O idoso chegou em casa somente às 20h35, depois de ter sido auxiliado por dois desconhecidos qe o encontraram na rua. Os homens andaram com o aposentado e, quando chegou próximo de creche, ele reconheceu o lugar e conseguiu encontrar o caminho de casa.
“Quando consegui falar com ele, estava muito nervoso, subiu a pressão, me xingou tudo, xingou todo mundo”, lembro a dona de casa. “Mas aí expliquei que eu não tinha culpa, até entender o que aconteceu, foi muita revolta”.
Na ação, consta que pai e filha foram até o escritório da Uber, na região central da cidade, mas não obteve qualquer suporte. Tentaram fazer boletim de ocorrência, mas a orientação na delegacia é que deveriam tentar a via judicial.
A ação foi protocolada na 12ª Vara Cível de Competência Residual em janeiro de 2020. Os advogados Alexandre César Del Grossi e Fernanda Nígia Antoniette Del Grossi recorreram ao Código de Defesa do Consumidor (CDC), alegando que há relação de consumo entre a empresa e o cliente e que houve uma falha na prestação de serviço. Pediram indenização de R$ 40 mil, sendo R$ 20 mil para o idoso e R$ 20 mil para a filha dele.
A defesa da Uber contestou, alegando a ilegitimidade passiva por ser apenas intermediadora entre o motorista de aplicativo e o cliente. Por não ser uma prestadora de serviço, não se enquadra nos artigos do Código de Consumidor. “É sabido que a Uber é apenas uma empresa que, por meio de aplicativo de celular, aproxima condutores cadastrados e usuários, fornecendo mais uma opção de mobilidade urbana (...)”.
Mesmo não tendo essa relação, citou que não há provas do que foi alegado pela autora da ação e que isso tenha sido culpa da empresa, inexistindo a pretensão indenizatória. Além disso, também diz que pessoa com deficiência visual e com dificuldade para locomoção não poderia estar sem companhia ou que isso deveria ter sido informado ao motorista.
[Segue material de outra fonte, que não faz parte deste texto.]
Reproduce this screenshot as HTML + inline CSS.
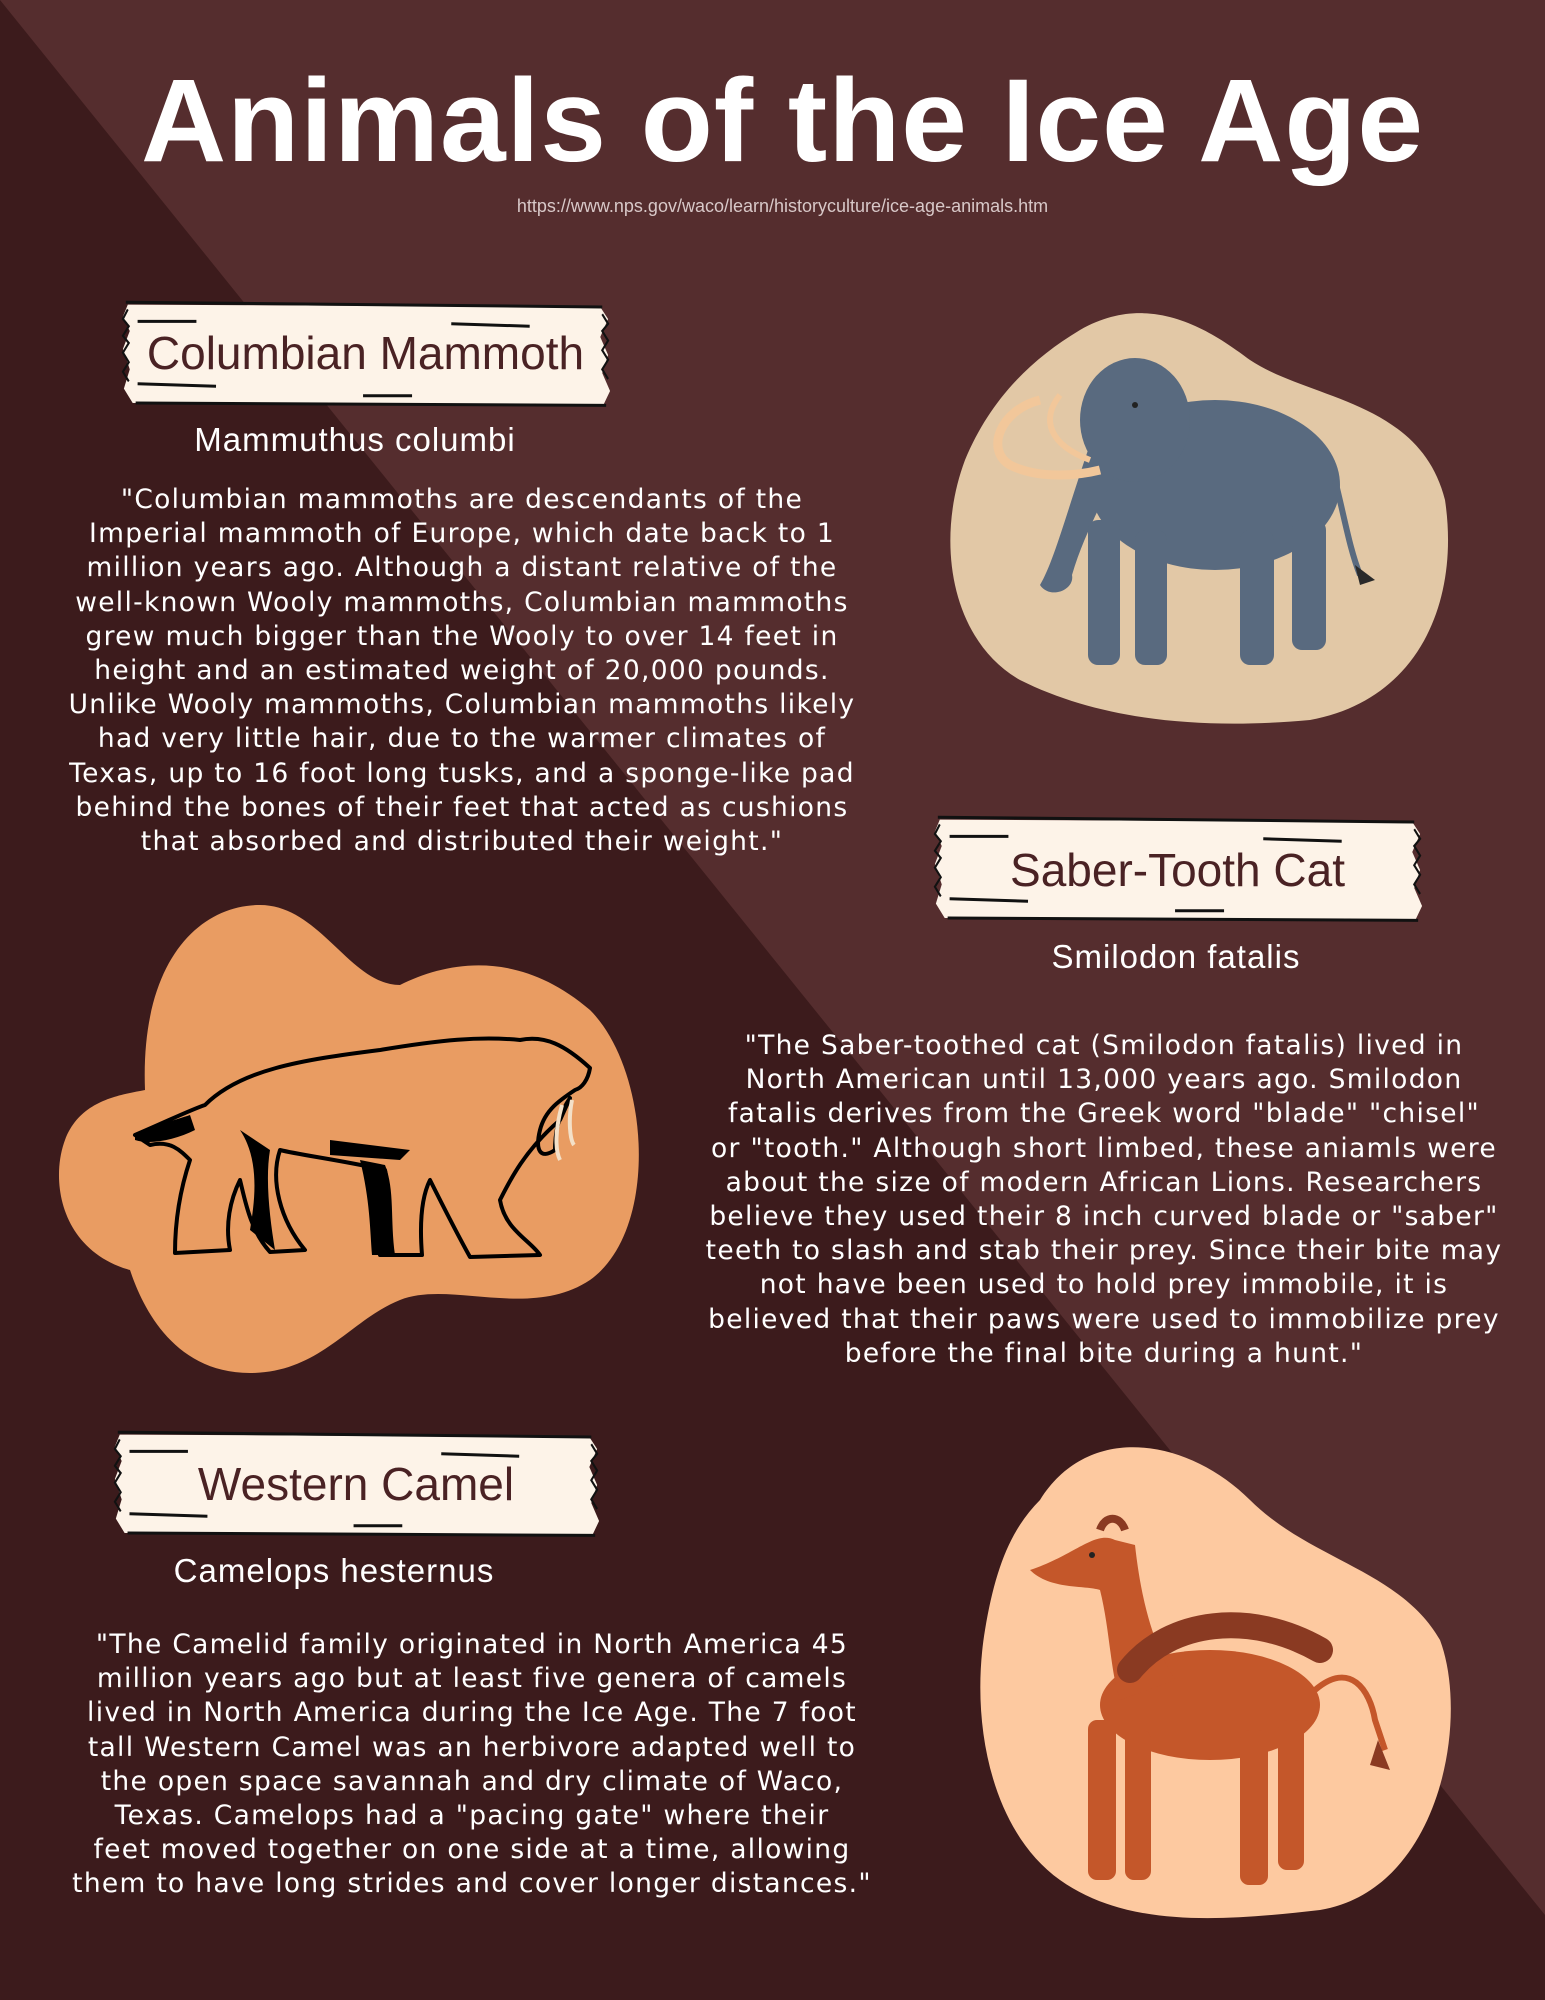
<!DOCTYPE html>
<html><head><meta charset="utf-8">
<style>
html,body{margin:0;padding:0}
body{width:1545px;height:2000px;position:relative;overflow:hidden;background:#552d2e;font-family:"DejaVu Sans","Liberation Sans",sans-serif;color:#fff}
svg{position:absolute;left:0;top:0}
.title{position:absolute;left:0;width:1545px;top:56px;text-align:center;font-family:"Liberation Sans",sans-serif;font-weight:bold;font-size:118px;letter-spacing:1px;line-height:130px;margin-left:10px}
.url{position:absolute;left:0;width:1545px;margin-left:10px;top:196px;text-align:center;font-size:18px;color:#d8c8c8;font-family:"Liberation Sans",sans-serif}
.bant{position:absolute;font-family:"Liberation Sans",sans-serif;font-size:46px;line-height:60px;color:#4a2224;text-align:center}
.sci{position:absolute;font-size:33px;line-height:40px;text-align:center;font-family:"Liberation Sans",sans-serif;letter-spacing:1px}
.p{position:absolute;text-align:center;font-size:26.5px;line-height:34.2px;letter-spacing:1.3px;white-space:nowrap;font-family:"DejaVu Sans",sans-serif}
</style></head><body>
<svg width="1545" height="2000">
<polygon points="0,0 1545,1915 1545,2000 0,2000" fill="#3c1b1c"/>
<path d="M1080,330 C1150,290 1210,330 1250,360 C1310,400 1420,400 1445,500 C1460,600 1420,700 1310,720 C1200,730 1100,720 1020,680 C950,640 935,540 965,460 C990,400 1030,360 1080,330 Z" fill="#e2c8a6"/>
<g fill="#596a7f">
<ellipse cx="1215" cy="485" rx="125" ry="85"/>
<ellipse cx="1135" cy="420" rx="55" ry="62"/>
<path d="M1095,430 C1070,500 1055,560 1040,585 C1050,600 1075,590 1072,575 C1085,530 1110,490 1120,460 Z"/>
<rect x="1088" y="520" width="32" height="145" rx="10"/>
<rect x="1135" y="530" width="32" height="135" rx="10"/>
<rect x="1240" y="530" width="34" height="135" rx="10"/>
<rect x="1292" y="520" width="34" height="130" rx="10"/>
</g>
<path d="M1335,480 C1345,520 1350,550 1360,575" stroke="#596a7f" stroke-width="6" fill="none"/>
<path d="M1355,565 l20,15 l-15,5 z" fill="#2a2a2a"/>
<path d="M1040,400 C1000,410 985,450 1010,465 C1040,480 1080,475 1100,470" stroke="#f2c79a" stroke-width="9" fill="none"/>
<path d="M1060,395 C1040,420 1050,445 1090,460" stroke="#f2c79a" stroke-width="6" fill="none"/>
<circle cx="1135" cy="405" r="3" fill="#222"/>

<path d="M145,1090 C140,960 200,905 260,905 C320,905 350,985 400,985 C450,960 520,950 590,1010 C650,1070 660,1230 590,1280 C530,1320 450,1280 400,1300 C350,1320 320,1373 250,1373 C170,1373 140,1300 130,1270 C60,1250 50,1180 65,1140 C80,1100 120,1095 145,1090 Z" fill="#e99c62"/>
<g stroke="#000" stroke-width="4" fill="#e99c62" stroke-linejoin="round">
<path d="M135,1135 C170,1120 190,1110 205,1105 C240,1070 300,1060 380,1050 C440,1040 480,1036 520,1040 C545,1035 565,1045 590,1068 C588,1080 582,1088 575,1090 C560,1100 545,1110 540,1130 C535,1150 540,1160 555,1150 C555,1125 562,1110 570,1098 L560,1120 C525,1150 510,1180 500,1200 C505,1230 530,1240 540,1255 L470,1257 C455,1230 440,1200 430,1180 C420,1200 420,1230 422,1255 L380,1255 C380,1220 390,1190 385,1170 C340,1160 300,1155 280,1150 C270,1180 280,1220 305,1250 L270,1252 C250,1230 245,1200 240,1180 C230,1200 225,1225 230,1250 L175,1253 C175,1220 180,1190 190,1160 C180,1150 170,1140 150,1145 Z"/>
</g>
<g fill="#000">
<path d="M240,1130 C260,1160 255,1200 250,1230 L275,1250 C270,1220 265,1180 270,1150 Z"/>
<path d="M360,1160 C370,1200 370,1230 372,1255 L395,1255 C390,1220 395,1190 385,1165 Z"/>
<path d="M330,1140 L410,1150 L400,1160 L330,1155 Z"/>
<path d="M135,1135 C155,1125 175,1120 190,1115 L195,1130 C175,1140 150,1145 135,1140 Z"/>
</g>
<path d="M562,1105 C555,1130 555,1150 560,1160 M572,1100 C568,1120 570,1140 574,1145" stroke="#f3e0c8" stroke-width="4" fill="none"/>

<path d="M1040,1500 C1090,1420 1190,1440 1250,1500 C1310,1560 1400,1570 1440,1640 C1470,1720 1440,1890 1320,1910 C1230,1920 1130,1930 1060,1880 C990,1830 970,1720 985,1630 C995,1570 1010,1530 1040,1500 Z" fill="#fdc9a0"/>
<g fill="#c4572a">
<ellipse cx="1210" cy="1705" rx="110" ry="55"/>
<path d="M1115,1540 C1095,1530 1075,1555 1030,1570 C1050,1590 1085,1585 1100,1590 C1110,1630 1110,1670 1120,1700 L1175,1680 C1150,1640 1140,1590 1135,1545 Z"/>
<rect x="1088" y="1720" width="28" height="160" rx="9"/>
<rect x="1125" y="1730" width="26" height="150" rx="9"/>
<rect x="1240" y="1730" width="28" height="155" rx="9"/>
<rect x="1278" y="1720" width="26" height="150" rx="9"/>
</g>
<path d="M1315,1690 C1350,1660 1370,1690 1375,1720 L1385,1750" stroke="#c4572a" stroke-width="6" fill="none"/>
<path d="M1378,1740 l12,30 l-20,-5 z" fill="#8a3a22"/>
<path d="M1130,1670 C1170,1620 1250,1610 1320,1650" stroke="#8a3a22" stroke-width="26" fill="none" stroke-linecap="round"/>
<path d="M1100,1530 C1105,1515 1120,1515 1125,1530" stroke="#8a3a22" stroke-width="8" fill="none"/>
<circle cx="1092" cy="1555" r="3" fill="#222"/>
</svg>

<div class="title">Animals of the Ice Age</div>
<div class="url">https://www.nps.gov/waco/learn/historyculture/ice-age-animals.htm</div>

<svg style="left:118px;top:295px" width="495" height="120" viewBox="0 0 505 100" preserveAspectRatio="none">
<path d="M10,8 L492,10 L500,20 L492,35 L500,50 L494,65 L502,80 L495,92 L15,90 L6,78 L12,62 L5,45 L12,30 L5,18 Z" fill="#fdf3e8"/>
<path d="M8,6 L494,10 M18,90 L498,92 M20,22 L80,22 M340,24 L420,26 M20,74 L100,76 M250,84 L300,84" stroke="#111" stroke-width="2.5" fill="none"/>
<path d="M10,12 l-5,8 l6,6 l-6,8 l6,6 l-6,8 l6,8 l-6,8 l6,8 M494,16 l6,8 l-6,6 l6,8 l-6,8 l6,8 l-6,8 l6,8" stroke="#111" stroke-width="2" fill="none"/>
</svg>
<div class="bant" style="left:118px;width:495px;top:323px">Columbian Mammoth</div>
<div class="sci" style="left:155px;width:400px;top:420px">Mammuthus columbi</div>
<div class="p" style="left:62px;width:800px;top:483px">"Columbian mammoths are descendants of the<br>Imperial mammoth of Europe, which date back to 1<br>million years ago. Although a distant relative of the<br>well-known Wooly mammoths, Columbian mammoths<br>grew much bigger than the Wooly to over 14 feet in<br>height and an estimated weight of 20,000 pounds.<br>Unlike Wooly mammoths, Columbian mammoths likely<br>had very little hair, due to the warmer climates of<br>Texas, up to 16 foot long tusks, and a sponge-like pad<br>behind the bones of their feet that acted as cushions<br>that absorbed and distributed their weight."</div>

<svg style="left:930px;top:810px" width="495" height="120" viewBox="0 0 505 100" preserveAspectRatio="none">
<path d="M10,8 L492,10 L500,20 L492,35 L500,50 L494,65 L502,80 L495,92 L15,90 L6,78 L12,62 L5,45 L12,30 L5,18 Z" fill="#fdf3e8"/>
<path d="M8,6 L494,10 M18,90 L498,92 M20,22 L80,22 M340,24 L420,26 M20,74 L100,76 M250,84 L300,84" stroke="#111" stroke-width="2.5" fill="none"/>
<path d="M10,12 l-5,8 l6,6 l-6,8 l6,6 l-6,8 l6,8 l-6,8 l6,8 M494,16 l6,8 l-6,6 l6,8 l-6,8 l6,8 l-6,8 l6,8" stroke="#111" stroke-width="2" fill="none"/>
</svg>
<div class="bant" style="left:930px;width:495px;top:840px">Saber-Tooth Cat</div>
<div class="sci" style="left:976px;width:400px;top:937px">Smilodon fatalis</div>
<div class="p" style="left:694px;width:820px;top:1029px">"The Saber-toothed cat (Smilodon fatalis) lived in<br>North American until 13,000 years ago. Smilodon<br>fatalis derives from the Greek word "blade" "chisel"<br>or "tooth." Although short limbed, these aniamls were<br>about the size of modern African Lions. Researchers<br>believe they used their 8 inch curved blade or "saber"<br>teeth to slash and stab their prey. Since their bite may<br>not have been used to hold prey immobile, it is<br>believed that their paws were used to immobilize prey<br>before the final bite during a hunt."</div>

<svg style="left:110px;top:1425px" width="492" height="120" viewBox="0 0 505 100" preserveAspectRatio="none">
<path d="M10,8 L492,10 L500,20 L492,35 L500,50 L494,65 L502,80 L495,92 L15,90 L6,78 L12,62 L5,45 L12,30 L5,18 Z" fill="#fdf3e8"/>
<path d="M8,6 L494,10 M18,90 L498,92 M20,22 L80,22 M340,24 L420,26 M20,74 L100,76 M250,84 L300,84" stroke="#111" stroke-width="2.5" fill="none"/>
<path d="M10,12 l-5,8 l6,6 l-6,8 l6,6 l-6,8 l6,8 l-6,8 l6,8 M494,16 l6,8 l-6,6 l6,8 l-6,8 l6,8 l-6,8 l6,8" stroke="#111" stroke-width="2" fill="none"/>
</svg>
<div class="bant" style="left:110px;width:492px;top:1454px">Western Camel</div>
<div class="sci" style="left:134px;width:400px;top:1551px">Camelops hesternus</div>
<div class="p" style="left:62px;width:820px;top:1628px">"The Camelid family originated in North America 45<br>million years ago but at least five genera of camels<br>lived in North America during the Ice Age. The 7 foot<br>tall Western Camel was an herbivore adapted well to<br>the open space savannah and dry climate of Waco,<br>Texas. Camelops had a "pacing gate" where their<br>feet moved together on one side at a time, allowing<br>them to have long strides and cover longer distances."</div>
</body></html>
Em março deste ano, foi realizada audiência de conciliação, sendo infrutífera. Na ocasião, o juiz Atílio César de Oliveira Junior pediu que pai e filha fossem ouvidos, sendo produzida a prova oral.
No dia 2 de outubro de 2023, o juiz considerou que há relação de consumo entre as partes, recorrendo aos artigos 2º e 3º do CDC que trata do conceito de consumidor e fornecedor de serviço.
O juiz também considerou os depoimentos e os prints do serviço como “provas contundentes” da conduta do motorista, sendo “atitude largamente reprovável”, por ter colocado o idoso em risco. "Trata-se de situação que, por sorte, não resultou em perigo mais grave ao autor, pois, como dito, pessoas da região, de boa vontade e senso de humanidade, o auxiliaram a chegar em casa a salvo (...) nota-se que o autor disse que chegou em casa todo molhado e com dor nas pernas, o que é inaceitável."
O magistrado, porém, redimensionou o valor e condenou a Uber a pagar indenização de R$ 20 mil, sendo R$ 10 mil para cada um. Por ser decisão de 1ª instância, ainda cabe recurso. A reportagem entrou em contato com a empresa para saber se irá apelar da decisão, mas não obteve retorno.